* _Task prompt_: Output each entry below as it stands, leaving out every picture.
------ Extracted data
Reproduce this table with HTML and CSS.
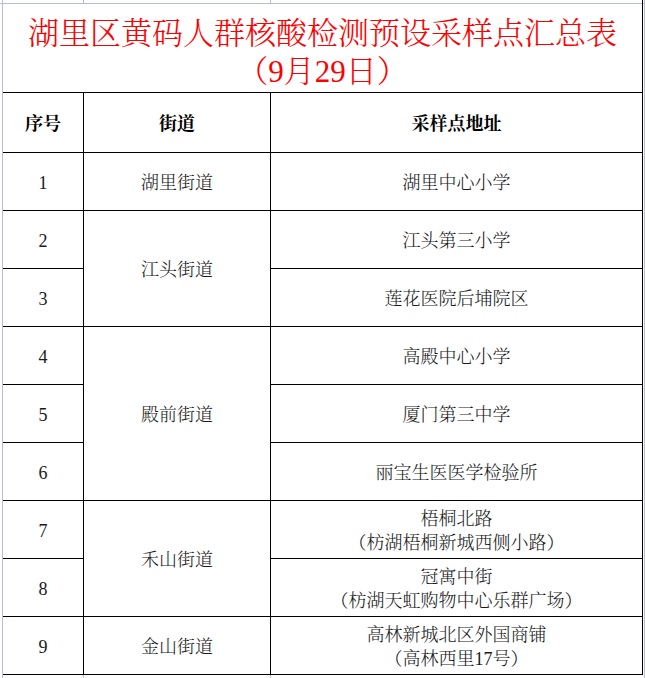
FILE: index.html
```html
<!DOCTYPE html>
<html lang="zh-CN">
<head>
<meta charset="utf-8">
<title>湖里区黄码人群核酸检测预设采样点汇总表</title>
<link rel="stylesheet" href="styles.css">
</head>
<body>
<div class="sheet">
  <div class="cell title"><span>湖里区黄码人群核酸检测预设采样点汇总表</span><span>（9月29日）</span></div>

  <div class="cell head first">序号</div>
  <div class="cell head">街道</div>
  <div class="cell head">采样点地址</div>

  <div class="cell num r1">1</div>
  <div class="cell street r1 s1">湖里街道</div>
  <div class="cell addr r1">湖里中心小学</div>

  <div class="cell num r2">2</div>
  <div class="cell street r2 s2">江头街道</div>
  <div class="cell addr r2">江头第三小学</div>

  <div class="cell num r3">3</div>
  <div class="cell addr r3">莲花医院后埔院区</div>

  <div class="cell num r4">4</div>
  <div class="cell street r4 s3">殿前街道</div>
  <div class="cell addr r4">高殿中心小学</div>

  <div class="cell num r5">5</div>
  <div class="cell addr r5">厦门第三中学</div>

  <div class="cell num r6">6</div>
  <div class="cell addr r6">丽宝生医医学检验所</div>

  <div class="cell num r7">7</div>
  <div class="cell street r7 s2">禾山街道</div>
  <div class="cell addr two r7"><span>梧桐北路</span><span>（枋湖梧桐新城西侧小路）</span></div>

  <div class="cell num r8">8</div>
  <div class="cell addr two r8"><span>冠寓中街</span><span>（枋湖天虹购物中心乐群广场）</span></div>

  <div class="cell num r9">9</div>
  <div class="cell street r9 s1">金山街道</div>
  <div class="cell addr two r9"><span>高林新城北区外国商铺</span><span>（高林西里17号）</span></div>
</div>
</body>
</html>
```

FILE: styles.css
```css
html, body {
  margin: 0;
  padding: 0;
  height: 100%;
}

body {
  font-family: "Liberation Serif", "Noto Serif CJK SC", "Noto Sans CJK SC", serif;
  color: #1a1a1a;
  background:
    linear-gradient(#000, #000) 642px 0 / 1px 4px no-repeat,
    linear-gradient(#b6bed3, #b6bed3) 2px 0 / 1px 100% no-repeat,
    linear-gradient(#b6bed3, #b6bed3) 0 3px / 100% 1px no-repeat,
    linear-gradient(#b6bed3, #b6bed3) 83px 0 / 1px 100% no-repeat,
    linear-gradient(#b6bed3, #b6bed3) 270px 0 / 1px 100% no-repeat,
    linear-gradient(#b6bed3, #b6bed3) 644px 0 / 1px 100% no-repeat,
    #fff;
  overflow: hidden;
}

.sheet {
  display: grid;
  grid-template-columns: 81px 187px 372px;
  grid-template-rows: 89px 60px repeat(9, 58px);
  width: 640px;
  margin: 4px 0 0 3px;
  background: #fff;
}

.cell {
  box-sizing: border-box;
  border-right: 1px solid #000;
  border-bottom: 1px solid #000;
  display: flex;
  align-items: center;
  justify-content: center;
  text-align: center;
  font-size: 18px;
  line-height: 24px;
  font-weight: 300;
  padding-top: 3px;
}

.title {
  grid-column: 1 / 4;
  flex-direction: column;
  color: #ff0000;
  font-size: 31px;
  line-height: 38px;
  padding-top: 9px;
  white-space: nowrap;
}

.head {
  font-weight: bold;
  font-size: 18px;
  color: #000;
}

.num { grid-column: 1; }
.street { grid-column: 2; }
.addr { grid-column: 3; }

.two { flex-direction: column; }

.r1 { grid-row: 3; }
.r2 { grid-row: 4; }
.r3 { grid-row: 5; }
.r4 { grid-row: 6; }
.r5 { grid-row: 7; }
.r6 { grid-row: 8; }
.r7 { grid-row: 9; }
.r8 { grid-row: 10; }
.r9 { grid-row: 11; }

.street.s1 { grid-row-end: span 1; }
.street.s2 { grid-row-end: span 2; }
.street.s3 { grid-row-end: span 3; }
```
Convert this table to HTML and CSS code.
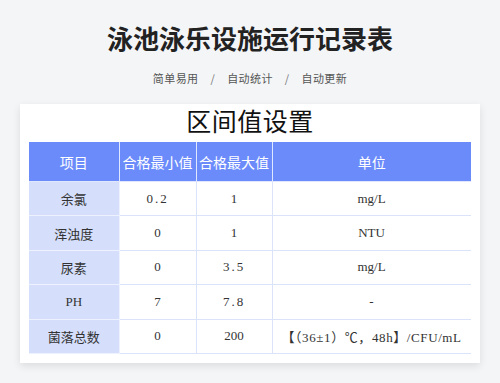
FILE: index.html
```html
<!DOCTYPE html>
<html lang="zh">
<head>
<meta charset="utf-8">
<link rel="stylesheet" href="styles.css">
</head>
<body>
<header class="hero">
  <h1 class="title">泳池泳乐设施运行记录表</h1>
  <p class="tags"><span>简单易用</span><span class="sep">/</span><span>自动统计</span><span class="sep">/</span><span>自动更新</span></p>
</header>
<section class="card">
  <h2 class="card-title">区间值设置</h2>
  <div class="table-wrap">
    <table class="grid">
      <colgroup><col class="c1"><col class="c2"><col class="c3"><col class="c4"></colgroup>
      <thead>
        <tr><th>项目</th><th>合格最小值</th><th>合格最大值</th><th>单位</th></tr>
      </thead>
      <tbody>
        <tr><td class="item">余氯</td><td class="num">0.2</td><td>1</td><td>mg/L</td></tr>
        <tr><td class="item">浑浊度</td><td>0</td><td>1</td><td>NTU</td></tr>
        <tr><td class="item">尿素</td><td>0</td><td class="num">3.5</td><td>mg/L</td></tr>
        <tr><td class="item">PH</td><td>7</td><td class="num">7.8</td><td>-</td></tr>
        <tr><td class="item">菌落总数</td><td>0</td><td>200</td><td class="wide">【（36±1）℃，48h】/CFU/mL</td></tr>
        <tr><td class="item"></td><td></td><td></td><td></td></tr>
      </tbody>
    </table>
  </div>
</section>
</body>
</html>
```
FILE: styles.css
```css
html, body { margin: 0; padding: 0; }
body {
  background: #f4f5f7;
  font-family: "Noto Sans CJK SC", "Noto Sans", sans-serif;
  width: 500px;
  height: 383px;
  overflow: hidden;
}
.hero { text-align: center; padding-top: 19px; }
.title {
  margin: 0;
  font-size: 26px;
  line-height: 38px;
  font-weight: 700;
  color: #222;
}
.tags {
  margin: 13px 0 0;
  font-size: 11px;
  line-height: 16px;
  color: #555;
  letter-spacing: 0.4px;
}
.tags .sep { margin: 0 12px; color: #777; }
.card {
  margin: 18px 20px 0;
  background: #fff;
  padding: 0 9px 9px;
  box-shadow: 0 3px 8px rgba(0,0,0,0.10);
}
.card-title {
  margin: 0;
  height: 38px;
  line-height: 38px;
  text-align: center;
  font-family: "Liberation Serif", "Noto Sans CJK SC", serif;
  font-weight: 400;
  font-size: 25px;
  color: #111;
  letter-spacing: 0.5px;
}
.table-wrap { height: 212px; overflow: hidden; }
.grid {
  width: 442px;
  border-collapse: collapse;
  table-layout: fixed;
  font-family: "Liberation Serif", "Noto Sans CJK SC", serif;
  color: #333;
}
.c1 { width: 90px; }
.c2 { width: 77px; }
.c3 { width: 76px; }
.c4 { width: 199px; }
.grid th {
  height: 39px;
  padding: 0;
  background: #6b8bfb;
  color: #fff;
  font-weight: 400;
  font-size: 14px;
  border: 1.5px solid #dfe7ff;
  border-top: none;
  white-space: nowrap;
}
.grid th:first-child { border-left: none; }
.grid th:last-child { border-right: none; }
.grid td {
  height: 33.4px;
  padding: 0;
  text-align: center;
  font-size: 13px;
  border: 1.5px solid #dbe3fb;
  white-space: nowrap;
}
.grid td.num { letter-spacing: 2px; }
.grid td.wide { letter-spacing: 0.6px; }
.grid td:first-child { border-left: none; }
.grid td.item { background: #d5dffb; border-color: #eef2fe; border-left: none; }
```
------------
* _Result of this exercise_:
Reproduce this table with HTML and CSS.
FILE: index.html
```html
<!DOCTYPE html>
<html lang="zh-CN">
<head>
<meta charset="utf-8">
<title>湖里区黄码人群核酸检测预设采样点汇总表</title>
<link rel="stylesheet" href="styles.css">
</head>
<body>
<div class="sheet">
  <div class="cell title"><span>湖里区黄码人群核酸检测预设采样点汇总表</span><span>（9月29日）</span></div>

  <div class="cell head first">序号</div>
  <div class="cell head">街道</div>
  <div class="cell head">采样点地址</div>

  <div class="cell num r1">1</div>
  <div class="cell street r1 s1">湖里街道</div>
  <div class="cell addr r1">湖里中心小学</div>

  <div class="cell num r2">2</div>
  <div class="cell street r2 s2">江头街道</div>
  <div class="cell addr r2">江头第三小学</div>

  <div class="cell num r3">3</div>
  <div class="cell addr r3">莲花医院后埔院区</div>

  <div class="cell num r4">4</div>
  <div class="cell street r4 s3">殿前街道</div>
  <div class="cell addr r4">高殿中心小学</div>

  <div class="cell num r5">5</div>
  <div class="cell addr r5">厦门第三中学</div>

  <div class="cell num r6">6</div>
  <div class="cell addr r6">丽宝生医医学检验所</div>

  <div class="cell num r7">7</div>
  <div class="cell street r7 s2">禾山街道</div>
  <div class="cell addr two r7"><span>梧桐北路</span><span>（枋湖梧桐新城西侧小路）</span></div>

  <div class="cell num r8">8</div>
  <div class="cell addr two r8"><span>冠寓中街</span><span>（枋湖天虹购物中心乐群广场）</span></div>

  <div class="cell num r9">9</div>
  <div class="cell street r9 s1">金山街道</div>
  <div class="cell addr two r9"><span>高林新城北区外国商铺</span><span>（高林西里17号）</span></div>
</div>
</body>
</html>
```

FILE: styles.css
```css
html, body {
  margin: 0;
  padding: 0;
  height: 100%;
}

body {
  font-family: "Liberation Serif", "Noto Serif CJK SC", "Noto Sans CJK SC", serif;
  color: #1a1a1a;
  background:
    linear-gradient(#000, #000) 642px 0 / 1px 4px no-repeat,
    linear-gradient(#b6bed3, #b6bed3) 2px 0 / 1px 100% no-repeat,
    linear-gradient(#b6bed3, #b6bed3) 0 3px / 100% 1px no-repeat,
    linear-gradient(#b6bed3, #b6bed3) 83px 0 / 1px 100% no-repeat,
    linear-gradient(#b6bed3, #b6bed3) 270px 0 / 1px 100% no-repeat,
    linear-gradient(#b6bed3, #b6bed3) 644px 0 / 1px 100% no-repeat,
    #fff;
  overflow: hidden;
}

.sheet {
  display: grid;
  grid-template-columns: 81px 187px 372px;
  grid-template-rows: 89px 60px repeat(9, 58px);
  width: 640px;
  margin: 4px 0 0 3px;
  background: #fff;
}

.cell {
  box-sizing: border-box;
  border-right: 1px solid #000;
  border-bottom: 1px solid #000;
  display: flex;
  align-items: center;
  justify-content: center;
  text-align: center;
  font-size: 18px;
  line-height: 24px;
  font-weight: 300;
  padding-top: 3px;
}

.title {
  grid-column: 1 / 4;
  flex-direction: column;
  color: #ff0000;
  font-size: 31px;
  line-height: 38px;
  padding-top: 9px;
  white-space: nowrap;
}

.head {
  font-weight: bold;
  font-size: 18px;
  color: #000;
}

.num { grid-column: 1; }
.street { grid-column: 2; }
.addr { grid-column: 3; }

.two { flex-direction: column; }

.r1 { grid-row: 3; }
.r2 { grid-row: 4; }
.r3 { grid-row: 5; }
.r4 { grid-row: 6; }
.r5 { grid-row: 7; }
.r6 { grid-row: 8; }
.r7 { grid-row: 9; }
.r8 { grid-row: 10; }
.r9 { grid-row: 11; }

.street.s1 { grid-row-end: span 1; }
.street.s2 { grid-row-end: span 2; }
.street.s3 { grid-row-end: span 3; }
```
Convert this table to HTML and CSS code.
FILE: index.html
```html
<!DOCTYPE html>
<html lang="zh">
<head>
<meta charset="utf-8">
<link rel="stylesheet" href="styles.css">
</head>
<body>
<header class="hero">
  <h1 class="title">泳池泳乐设施运行记录表</h1>
  <p class="tags"><span>简单易用</span><span class="sep">/</span><span>自动统计</span><span class="sep">/</span><span>自动更新</span></p>
</header>
<section class="card">
  <h2 class="card-title">区间值设置</h2>
  <div class="table-wrap">
    <table class="grid">
      <colgroup><col class="c1"><col class="c2"><col class="c3"><col class="c4"></colgroup>
      <thead>
        <tr><th>项目</th><th>合格最小值</th><th>合格最大值</th><th>单位</th></tr>
      </thead>
      <tbody>
        <tr><td class="item">余氯</td><td class="num">0.2</td><td>1</td><td>mg/L</td></tr>
        <tr><td class="item">浑浊度</td><td>0</td><td>1</td><td>NTU</td></tr>
        <tr><td class="item">尿素</td><td>0</td><td class="num">3.5</td><td>mg/L</td></tr>
        <tr><td class="item">PH</td><td>7</td><td class="num">7.8</td><td>-</td></tr>
        <tr><td class="item">菌落总数</td><td>0</td><td>200</td><td class="wide">【（36±1）℃，48h】/CFU/mL</td></tr>
        <tr><td class="item"></td><td></td><td></td><td></td></tr>
      </tbody>
    </table>
  </div>
</section>
</body>
</html>
```
FILE: styles.css
```css
html, body { margin: 0; padding: 0; }
body {
  background: #f4f5f7;
  font-family: "Noto Sans CJK SC", "Noto Sans", sans-serif;
  width: 500px;
  height: 383px;
  overflow: hidden;
}
.hero { text-align: center; padding-top: 19px; }
.title {
  margin: 0;
  font-size: 26px;
  line-height: 38px;
  font-weight: 700;
  color: #222;
}
.tags {
  margin: 13px 0 0;
  font-size: 11px;
  line-height: 16px;
  color: #555;
  letter-spacing: 0.4px;
}
.tags .sep { margin: 0 12px; color: #777; }
.card {
  margin: 18px 20px 0;
  background: #fff;
  padding: 0 9px 9px;
  box-shadow: 0 3px 8px rgba(0,0,0,0.10);
}
.card-title {
  margin: 0;
  height: 38px;
  line-height: 38px;
  text-align: center;
  font-family: "Liberation Serif", "Noto Sans CJK SC", serif;
  font-weight: 400;
  font-size: 25px;
  color: #111;
  letter-spacing: 0.5px;
}
.table-wrap { height: 212px; overflow: hidden; }
.grid {
  width: 442px;
  border-collapse: collapse;
  table-layout: fixed;
  font-family: "Liberation Serif", "Noto Sans CJK SC", serif;
  color: #333;
}
.c1 { width: 90px; }
.c2 { width: 77px; }
.c3 { width: 76px; }
.c4 { width: 199px; }
.grid th {
  height: 39px;
  padding: 0;
  background: #6b8bfb;
  color: #fff;
  font-weight: 400;
  font-size: 14px;
  border: 1.5px solid #dfe7ff;
  border-top: none;
  white-space: nowrap;
}
.grid th:first-child { border-left: none; }
.grid th:last-child { border-right: none; }
.grid td {
  height: 33.4px;
  padding: 0;
  text-align: center;
  font-size: 13px;
  border: 1.5px solid #dbe3fb;
  white-space: nowrap;
}
.grid td.num { letter-spacing: 2px; }
.grid td.wide { letter-spacing: 0.6px; }
.grid td:first-child { border-left: none; }
.grid td.item { background: #d5dffb; border-color: #eef2fe; border-left: none; }
```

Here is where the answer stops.